La riunione di dicembre può aver segnato la fine del regime di tolleranza a oltranza nei confronti dell’inflazione da parte della Fed. Jerome Powell, infatti, ha mostrato un atteggiamento da falco che non aveva ancora mai assunto da quando è al comando dell’istituto centrale, nemmeno in quel fine 2018 segnato dal rialzo dei tassi e dal simultaneo Quantitative Tightening. A concentrarsi sul tema è un’analisi di Andrea Delitala, Head of Euro Multi Asset e Marco Piersimoni, Senior Investment Manager di Pictet AM.
La decelerazione del QE
Non ha spaventato i mercati l’annuncio di una decelerazione più forte del Quantitative Easing, ovvero dell’incremento nel ritmo della riduzione degli acquisti: a partire da gennaio, questi si contrarranno di 30 miliardi di dollari al mese, il doppio rispetto agli attuali 15 (decisi a novembre), fino ad arrivare ad azzerarsi a marzo. La normalizzazione più rapida della politica monetaria era stata ampiamente anticipata.
Una mossa correttiva utile
Il mercato, da alcune settimane preparato per questa eventualità, vi ha letto, la correzione di un ritardo nella fine del QE. Infatti, la continua iniezione di liquidità ($120mld/mese), da qualche trimestre non era più imprescindibile per sostenere l’economia visto che lo stato di emergenza può essere considerato superato (almeno per il momento). La fase di allentamento monetario congiunto, caratterizzato da tassi ai minimi e programmi di acquisto smisurati, volge quindi al termine, dopo aver raggiunto livelli mai visti in passato nel tentativo di limitare gli effetti della pandemia di COVID-19.
I rialzi ai tassi previsti
Le proiezioni della Fed in merito al sentiero dei tassi risultano oggi allineate a quelle del mercato: tre rialzi nel 2022 (fino a tre mesi fa era uno solo), e tre ulteriori gradini da scalare nell’anno successivo. Anche su questo punto, la reazione degli operatori di mercato è stata estremamente disciplinata, in quanto, avendo visto le proprie aspettative legittimate, non è stato necessario riprezzare il percorso dei rialzi dei tassi.
Il focus sui salari
Da qui in avanti, il focus della Fed sarà sull’inflazione salariale, la componente più persistente dell’inflazione e sicuramente quella che impatta in misura maggiore sulle manovre di politica monetaria, che poco possono fare, invece, per contrastare la crescita dei prezzi determinata da strozzature nelle catene di approvvigionamento, come quelle registrate negli ultimi mesi. Quando l’inflazione al consumo si normalizzerà (per effetto base negativo e riallineamento tra domanda e offerta dopo i temporanei colli di bottiglia legati al COVID), i salari reali torneranno a crescere e, in quel momento, la produttività dovrà tenere il passo. Altrimenti, la Fed sarà chiamata a intervenire con decisione per non perdere il controllo dell’inflazione.

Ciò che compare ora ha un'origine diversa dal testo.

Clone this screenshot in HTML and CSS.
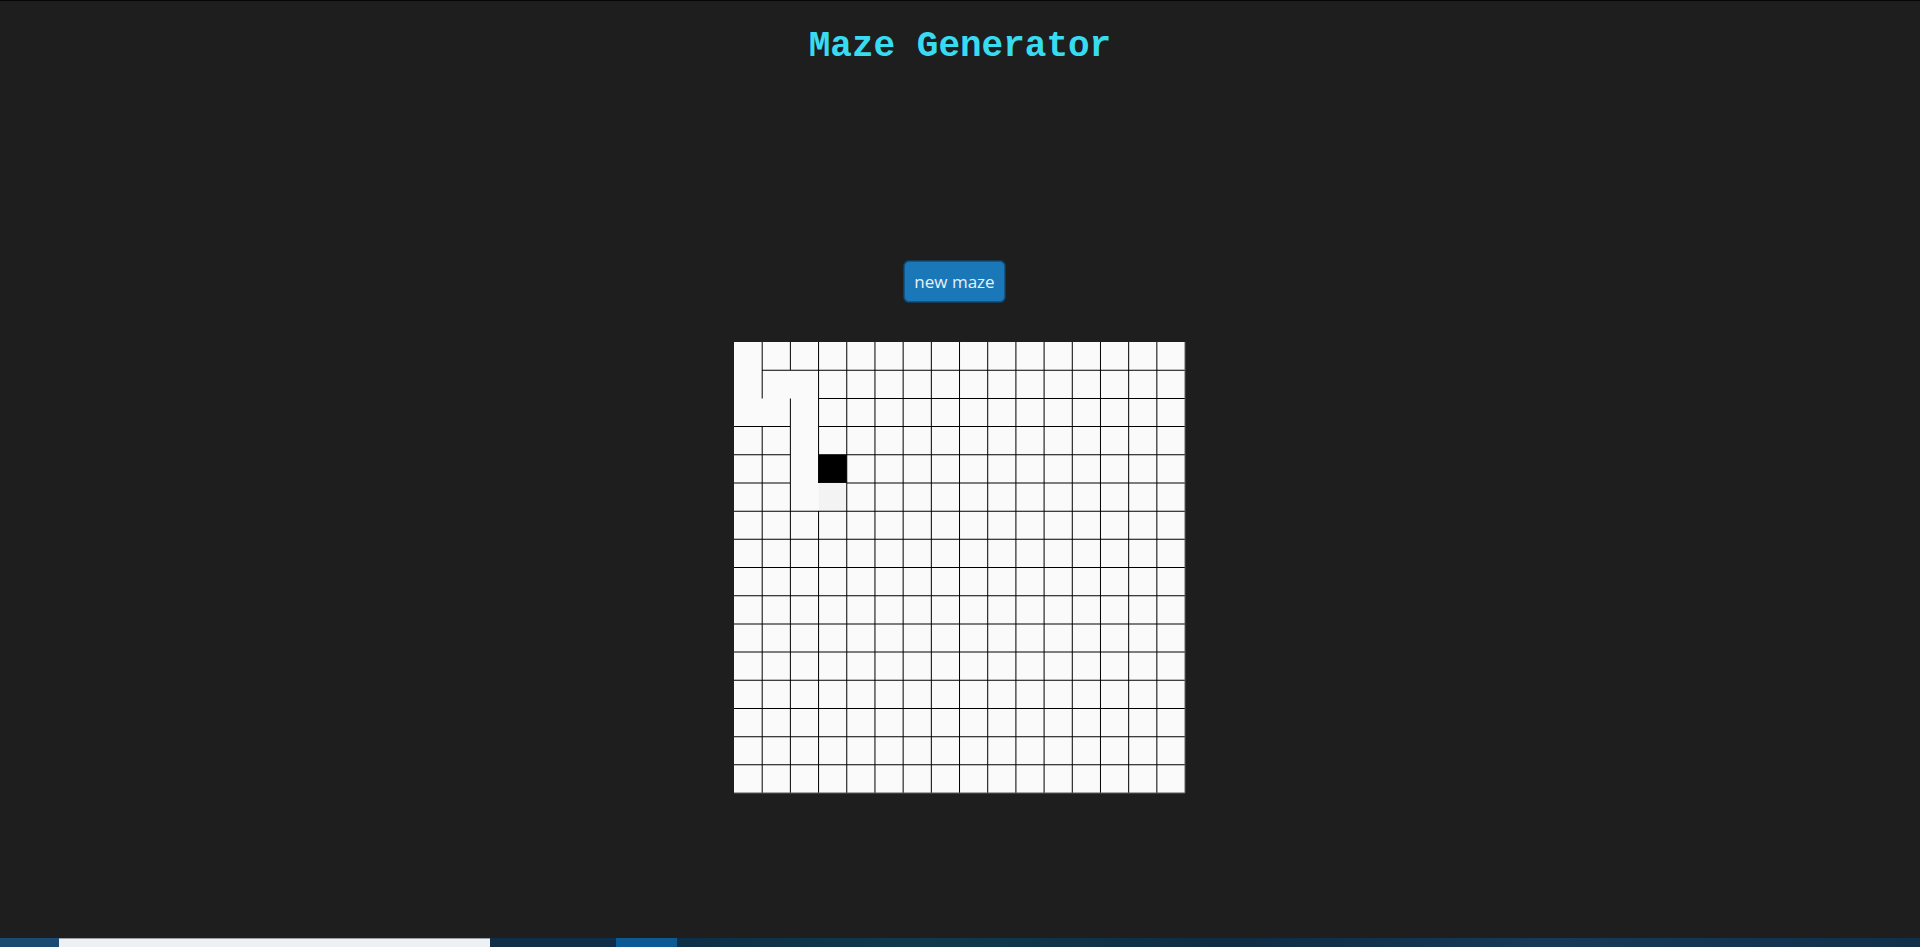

La reazione ordinata dei mercati
Il mercato ha reagito in modo molto ordinato al cambio di orientamento da parte della Fed, apprezzando evidentemente la svolta, a fronte di dati di inflazione persistente, come il modo giusto per ristabilire la credibilità dell’istituto sulla capacità (e volontà) di adempiere al mandato di stabilità dei prezzi. Ciò detto, la linea morbida della tolleranza, che pare definitivamente accantonata, potrebbe tornare in auge qualora la ripresa economica fosse meno solida del previsto o l’inflazione (anche attesa) rientrasse più rapidamente.
Le svolte della Fed negli anni
Dopotutto, negli ultimi anni la Banca Centrale USA ci ha abituati a più di una svolta di politica monetaria: in taluni casi mostrando un’utile iniziativa e creatività, come in occasione delle tempestive misure straordinarie prese durante la Grande Recessione (fine 2008/inizio 2009) o la pandemia (primavera 2020). In altri casi, come quest’ultimo o la fine del 2018 (QT sui binari, ‘on a preset course’), la svolta pare dettata da un errore di valutazione precedente. Meglio così che perseverare nell’errore.
Il ciclo economico più imprevedibile
Bisogna infine riconoscere che un ciclo economico eccezionale come questo, scandito dallo shock pandemico intermittente, sia così difficile da interpretare in tutte le sue implicazioni macroeconomiche che anche le indicazioni dei Policy Makers hanno valore limitato nel tempo. A questa minore affidabilità delle promesse delle banche centrali dovremo dunque abituarci, così come alla volatilità che da essa potrebbe scaturire.